Drugs and Alcohol Addiction counselling in Brighton and Hove
Residential Services for Addiction
Where a person is using alcohol and/or drugs to the extent that they have little if any personal control, then a residential treatment centre may help them to safely undergo a detox programme and begin a process of “learning to live,” without the use of alcohol and drugs. Hove Counselling Practice can offer information about residential services available in Sussex. Please contact us if you would like to find out more.
Individual Addiction Therapy in Brighton and Hove
Whether a person is emerging from residential treatment or starting to worry about their use of drugs and/or alcohol, individual therapy aims to engage a person’s relational capacities.

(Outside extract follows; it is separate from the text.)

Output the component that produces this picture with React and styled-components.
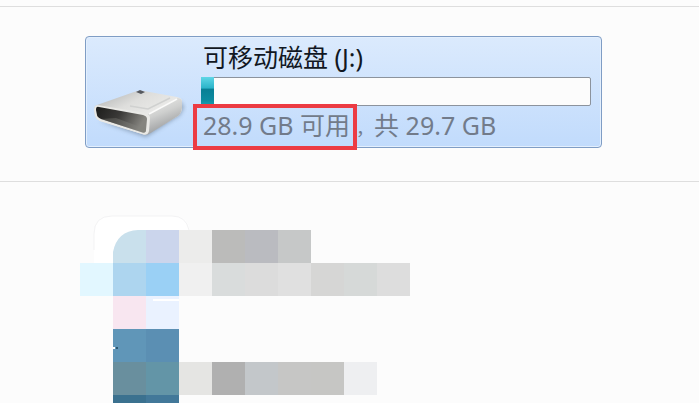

By relating to a therapist, a person can learn how to start bearing extreme situations and distress without turning to drugs and alcohol, so gradually they begin to build evidence of personal control which may help to nurture a sense of pride and increasing well-being. Even though the process may be challenging with potential relapse experiences, treatment will not be judgemental and will reframe relapse as an important learning opportunity for growth, with ongoing encouragement and belief in the possibility of change. Family, friends or a partner may also be involved in therapy to explore support options in-between sessions.
Hove Problem Gambling Addiction Services
Addictive gambling is often hard to detect and may remain hidden to others for a long time. The compulsion to gamble can dominate a person’s mind, driving them to chase losses and lie to others about their addiction. They may gamble as an escape from feelings of guilt and shame and feel very irritable and frustrated if they attempt to reduce or stop their gambling.
Specialised Brighton addiction counselling approaches can help a person who is committed to stopping. In the first instance they will be encouraged to engage someone else to take control of their money and to take advantage of self-exclusion methods, to limit access to gambling. Once these measures are in place, gambling addiction therapy in Brighton and Hove will focus on a person’s underlying motives for gambling, as well as exploring other ways of distracting and engaging their mind. Goals may be set in-between sessions, to help challenge and guide a person along a path of change. Close friends, partners and family members may also be involved in treatment, to help support a problem gambler in addressing new lifestyle behaviours.